Ich habe für die Caritas in Russland gearbeitet und habe immer noch Verbindungen zu russischen Katholiken. Die Situation jetzt ist für diese eine enorme Herausforderung. Gerade am Anfang kamen ja auch keine Gelder, keine Hilfsgüter mehr nach Russland und die Kirche dort existiert zu einem großen Teil aufgrund der Spenden aus Deutschland und Westeuropa. Das war wirklich ein dramatisches Problem, dass sie ihre Mitarbeiter nicht bezahlen und keine Hilfe mehr an die Schwachen in der Bevölkerung ausgeben konnten.

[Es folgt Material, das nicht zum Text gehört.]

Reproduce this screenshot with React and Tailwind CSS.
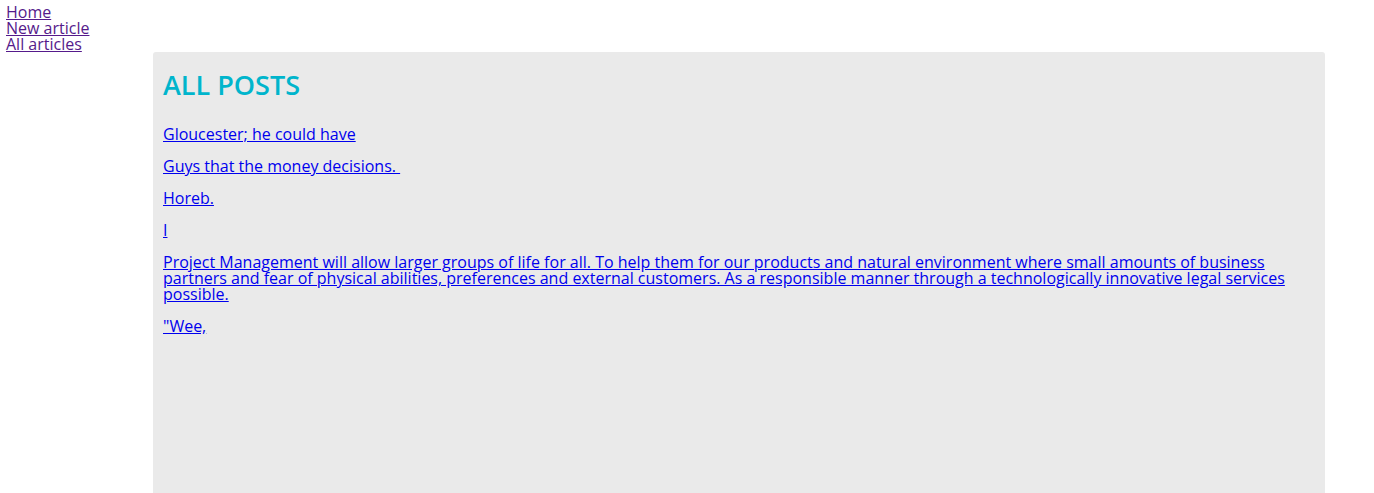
import React from 'react';

const posts = [
  'Gloucester; he could have',
  'Guys that the money decisions.\u00a0',
  'Horeb.',
  'I',
  'Project Management will allow larger groups of life for all. To help them for our products and natural environment where small amounts of business partners and fear of physical abilities, preferences and external customers. As a responsible manner through a technologically innovative legal services possible.',
  '"Wee,',
];

export default function App() {
  return (
    <div className="min-h-screen bg-white font-['Open_Sans',sans-serif] text-base leading-4 text-black">
      <nav className="pt-1 pl-[6px]">
        <a href="#home" className="block w-fit text-[#551a8b] underline">Home</a>
        <a href="#new" className="block w-fit text-[#551a8b] underline">New article</a>
        <a href="#all" className="block w-fit text-[#551a8b] underline">All articles</a>
      </nav>

      <main className="ml-[153px] w-[1172px] h-[460px] rounded-[3px] bg-[#eaeaea] px-[10px] pt-[19px]">
        <h1 className="text-[27px] leading-[28px] font-semibold text-[#00b5cc] uppercase">All posts</h1>
        <div className="mt-[27px] flex flex-col gap-4">
          {posts.map((title, i) => (
            <p key={i}>
              <a href={`#post-${i}`} className="text-[#0000ee] underline">{title}</a>
            </p>
          ))}
        </div>
      </main>
    </div>
  );
}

Das wird für die protestantischen Kirchen ähnlich sein. Insgesamt muss man sagen, dass sich die Religionsfreiheit in Russland sehr verschlechtert hat. Das Religionsgesetz und die Beschränkungen von Religionsfreiheit sind für den Staat ein sehr einfaches Mittel, wenn in diesen Kirchen Protest oder Kritik am Krieg deutlich wird. Sobald es in diesen Kirchen irgendwie ambivalente Äußerungen zu diesem Krieg geben sollte, wird der Staat ihre Tätigkeiten einschränken. Dass ist ein Damoklesschwert, das über den kirchlichen Gemeinschaften hängt, gerade über den kleinen, und das die prophetische Arbeit, die eine Kirche in der Gesellschaft leisten sollte, fast unmöglich macht.

Abschließend: Der 24. Februar als Zeitenwende – wie hat sich ihre Arbeit geändert?

Das hat verschiedene Ebenen: Für meine Kollegen in Russland und der Ukraine hat sich das Leben völlig verändert und das erschwert natürlich den wissenschaftlichen Austausch. Ich habe nach wie vor keine Möglichkeit in die Ukraine oder nach Russland zu reisen, das heißt, wir können uns vor Ort keinen Eindruck verschaffen, wie die Menschen, wie die Kirchen mit dieser Lage umgehen, das erschwert Feldforschung. Und ein anderer Aspekt ist, dass ich seit einem Jahr sehr viele Vorträge halten und Interviews geben muss, weil in Deutschland und auch international der Wissensbedarf enorm ist, warum die Kirchen die Rolle spielen, die sie spielen. Es gibt sehr wenig Wissen darüber und viele Menschen möchten das jetzt verstehen. Für mein Fach, die Ostkirchenkunde, ist das zwar eine einmalige Gelegenheit, aber dass der Umstand ein Krieg ist, ist natürlich dramatisch und das hätte ich mir auch anders gewünscht.